谢逾一点不慌,许青山帮他搞定了国外账户,里头小几百万现钱,够他潇洒上好几年。
果不其然,当天晚上,手机铃声炸起,他按下接通,谢远山阴沉的声线传来,压着磅礴怒意,颇有点咬牙切齿的意味:“谢逾,给我滚回家一趟。”
谢逾嗯嗯嗯,敷衍说好。
他彼时正在摊子上吃小馄饨,挂了电话后,又慢条斯理地将馄饨吃了,还喝了两口汤,这才坐进车里,荡回了家。
谢远山气得狠了,见着他,当即就想动手,可谢逾也不是孱弱无力的小孩子了,一米八几的个子往那里一站,高谢远山一个头,要想扇他巴掌,得惦着脚扇。
谢远山打量他,谢逾立在墙壁夹角的阴影里,茶黑色的眸子也隐在黑暗里,冷且淡漠,似乎只要谢远山敢动手,他也会毫不犹豫地反手回击。
“……”
谢远山收回视线,放弃了动手的打算,他生硬开口:“成天和狐朋狗友鬼混,混成什么样子,赶紧收拾行李,给我滚到C城去。”
谢逾双手插兜,全然不将他的处罚当回事:“什么时候的飞机?”
谢远山烦透了谢逾,恨不得将他当场丢出国外,秘书在系统上一查,给他选定了明天下午的飞机。
谢逾早有预备,接受良好,当晚收好了所有行李,然后按照剧情人设要求,和何致远周扬挨个打电话,哭诉惨痛遭遇,并邀请他们明天上午聚一聚,算分别宴会。
谢逾当然是哭不出来的,他捏着鼻子,硬生生挤了两声哽咽:“兄弟,我很长一段时间都不能和你们见面了。”
系统陪在一旁,痛苦地啧了一声。
有点恶心。
何致远自从上次林音的事儿,自觉丢脸,回京城祖宅住去了,很长时间没来江城,现下被家里约束着行动,明天来不了。
周扬倒是痛快应了,两人一聊,选了江边常去的酒吧。
按照原文,沈辞这时在住院,谢少爷再怎么会玩,也怕玩出人命,所以明天这聚会也没沈辞什么事,成了谢逾周扬的两人局。
谢逾讨厌何致远,对周扬观感一般,不说多喜欢,也不讨厌,两人在酒吧浅喝了几杯鸡尾酒,便沿着江边散步。
周扬问他:“真去五年,一下都不回来?”
谢逾便笑:“真去。
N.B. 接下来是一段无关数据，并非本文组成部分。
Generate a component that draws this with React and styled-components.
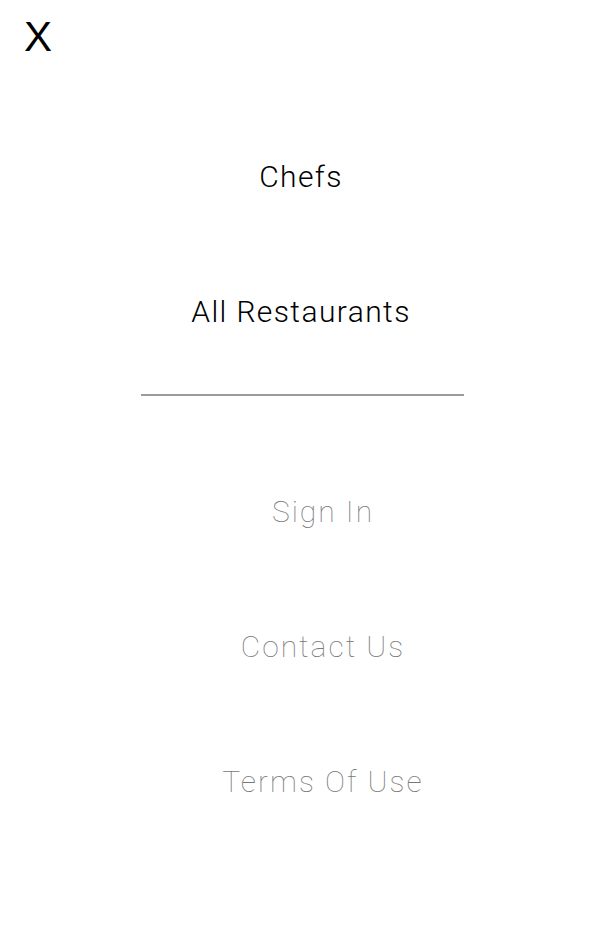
import React from "react";
import styled, { createGlobalStyle } from "styled-components";

const GlobalStyle = createGlobalStyle`
  html, body {
    margin: 0;
    padding: 0;
    background: #ffffff;
  }
  body {
    font-family: "Roboto", "Liberation Sans", Arial, sans-serif;
  }
`;

const mainLinks = ["Chefs", "All Restaurants"];
const secondaryLinks = ["Sign In", "Contact Us", "Terms Of Use"];

function App() {
  return (
    <Root>
      <GlobalStyle />
      <CloseButton aria-label="Close">X</CloseButton>
      <MainNav>
        {mainLinks.map((label) => (
          <NavItem key={label}>{label}</NavItem>
        ))}
      </MainNav>
      <Divider />
      <SecondaryNav>
        {secondaryLinks.map((label) => (
          <NavItem key={label} $muted>
            {label}
          </NavItem>
        ))}
      </SecondaryNav>
    </Root>
  );
}

const Root = styled.div`
  display: flex;
  flex-direction: column;
  width: 598px;
  height: 943px;
  background-color: #ffffff;
  overflow: hidden;
`;

const CloseButton = styled.button`
  align-self: flex-start;
  margin: 16px 0 0 24px;
  padding: 0;
  border: none;
  background: none;
  font-family: "Liberation Sans", Arial, sans-serif;
  font-size: 42px;
  line-height: 42px;
  color: #000000;
  cursor: pointer;
`;

const MainNav = styled.nav`
  display: flex;
  flex-direction: column;
  margin-top: 51px;
  padding-left: 4px;
`;

const NavItem = styled.a`
  display: block;
  height: 135px;
  line-height: 135px;
  text-align: center;
  font-family: "Roboto", "Liberation Sans", Arial, sans-serif;
  font-weight: ${(p) => (p.$muted ? 100 : 300)};
  font-size: 30px;
  letter-spacing: ${(p) => (p.$muted ? "2px" : "1.4px")};
  color: ${(p) => (p.$muted ? "#777777" : "#000000")};
  cursor: pointer;
`;

const Divider = styled.div`
  width: 323px;
  height: 2px;
  margin: 15px 0 0 141px;
  background-color: #9b9b9b;
`;

const SecondaryNav = styled.nav`
  display: flex;
  flex-direction: column;
  margin-top: 48px;
  padding-left: 48px;
`;

export default App;
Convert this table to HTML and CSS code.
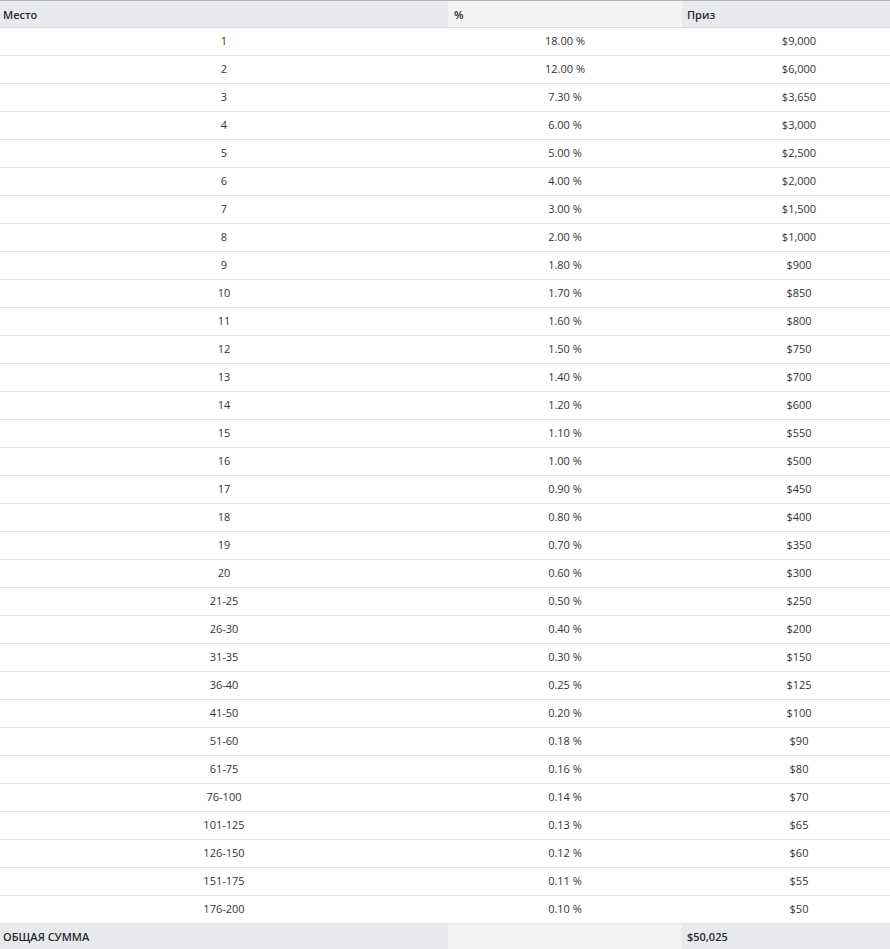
FILE: index.html
```html
<!DOCTYPE html>
<html lang="ru">
<head>
<meta charset="utf-8">
<link rel="stylesheet" href="styles.css">
</head>
<body>
<table class="prize">
<thead>
<tr><th class="c1">Место</th><th class="c2">%</th><th class="c3">Приз</th></tr>
</thead>
<tbody>
<tr><td>1</td><td>18.00 %</td><td>$9,000</td></tr>
<tr><td>2</td><td>12.00 %</td><td>$6,000</td></tr>
<tr><td>3</td><td>7.30 %</td><td>$3,650</td></tr>
<tr><td>4</td><td>6.00 %</td><td>$3,000</td></tr>
<tr><td>5</td><td>5.00 %</td><td>$2,500</td></tr>
<tr><td>6</td><td>4.00 %</td><td>$2,000</td></tr>
<tr><td>7</td><td>3.00 %</td><td>$1,500</td></tr>
<tr><td>8</td><td>2.00 %</td><td>$1,000</td></tr>
<tr><td>9</td><td>1.80 %</td><td>$900</td></tr>
<tr><td>10</td><td>1.70 %</td><td>$850</td></tr>
<tr><td>11</td><td>1.60 %</td><td>$800</td></tr>
<tr><td>12</td><td>1.50 %</td><td>$750</td></tr>
<tr><td>13</td><td>1.40 %</td><td>$700</td></tr>
<tr><td>14</td><td>1.20 %</td><td>$600</td></tr>
<tr><td>15</td><td>1.10 %</td><td>$550</td></tr>
<tr><td>16</td><td>1.00 %</td><td>$500</td></tr>
<tr><td>17</td><td>0.90 %</td><td>$450</td></tr>
<tr><td>18</td><td>0.80 %</td><td>$400</td></tr>
<tr><td>19</td><td>0.70 %</td><td>$350</td></tr>
<tr><td>20</td><td>0.60 %</td><td>$300</td></tr>
<tr><td>21-25</td><td>0.50 %</td><td>$250</td></tr>
<tr><td>26-30</td><td>0.40 %</td><td>$200</td></tr>
<tr><td>31-35</td><td>0.30 %</td><td>$150</td></tr>
<tr><td>36-40</td><td>0.25 %</td><td>$125</td></tr>
<tr><td>41-50</td><td>0.20 %</td><td>$100</td></tr>
<tr><td>51-60</td><td>0.18 %</td><td>$90</td></tr>
<tr><td>61-75</td><td>0.16 %</td><td>$80</td></tr>
<tr><td>76-100</td><td>0.14 %</td><td>$70</td></tr>
<tr><td>101-125</td><td>0.13 %</td><td>$65</td></tr>
<tr><td>126-150</td><td>0.12 %</td><td>$60</td></tr>
<tr><td>151-175</td><td>0.11 %</td><td>$55</td></tr>
<tr><td>176-200</td><td>0.10 %</td><td>$50</td></tr>
</tbody>
<tfoot>
<tr><td class="c1">ОБЩАЯ СУММА</td><td class="c2"></td><td class="c3">$50,025</td></tr>
</tfoot>
</table>
</body>
</html>
```

FILE: styles.css
```css
html, body {
  margin: 0;
  padding: 0;
  background: #fff;
  overflow: hidden;
}
.prize {
  width: 916px;
  border-collapse: collapse;
  table-layout: fixed;
  font-family: "Open Sans", "Liberation Sans", sans-serif;
  font-size: 11px;
  color: #333;
}
.prize th, .prize td {
  padding: 0 0 2px 0;
  height: 25px;
  vertical-align: middle;
}
.prize thead th {
  border-top: 1px solid #b4b4b8;
  border-bottom: 1px solid #dcdcdf;
  background: #e9eaee;
  font-weight: 600;
  text-align: left;
  padding-bottom: 0;
  height: 26px;
  color: #2b2b2b;
}
.prize .c1 { width: 445px; padding-left: 3px; }
.prize .c2 { width: 228px; padding-left: 6px; }
.prize .c3 { width: 229px; padding-left: 5px; }
.prize thead .c2 { background: #f3f3f4; }
.prize tbody td {
  text-align: center;
  border-bottom: 1px solid #e3e3e6;
}
.prize tfoot td {
  background: #e9eaee;
  font-weight: 600;
  text-align: left;
  color: #2b2b2b;
}
.prize tfoot .c2 { background: #f3f3f4; }
```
”
周扬吸烟,冲着江水吐烟圈:“你那亲爹,确实不是个玩意……对了,我听说他冻了你的卡,缺钱吗?要不要哥们给你点?”
谢逾摇头:“不用,我不缺钱,但确实有件事,得你帮帮忙。”
周扬挑眉:“十几年朋友了,尽管说。”
谢逾:“看着点何致远,让他离沈辞远点。”
周扬抽烟的手一顿。
原文里何致远就想弄沈辞,也弄上了,他这人三分钟热度,弄上了,也就不稀罕了,后头没纠缠过沈辞,可这回谢逾严防死守,愣是没让他碰到,何致远心里痒痒,鬼知道会做什么事。
周扬怔愣:“我倒是头一回见你这么上心……行,我罩着,你回来前,何致远别想动他一根手指头。”
“多谢了。”
“小事,不用谢。”周扬揶揄:“不过谢少,这么喜欢,不给他多留点钱?”
谢逾:“留了。”
以原主的人设,他不可能给沈辞留钱,谢逾就找了许青山,让他从精神病院的捐款里留了一部分备用,万一沈辞奶奶有个什么事儿急用钱,可以从里面拨。到时候沈辞问起来,就说是慈善捐款,摇中了他家的号。
沈辞不知道许青山和他有关系,也联想不到谢逾头上。
两人又说了些有得没得,各自回去了。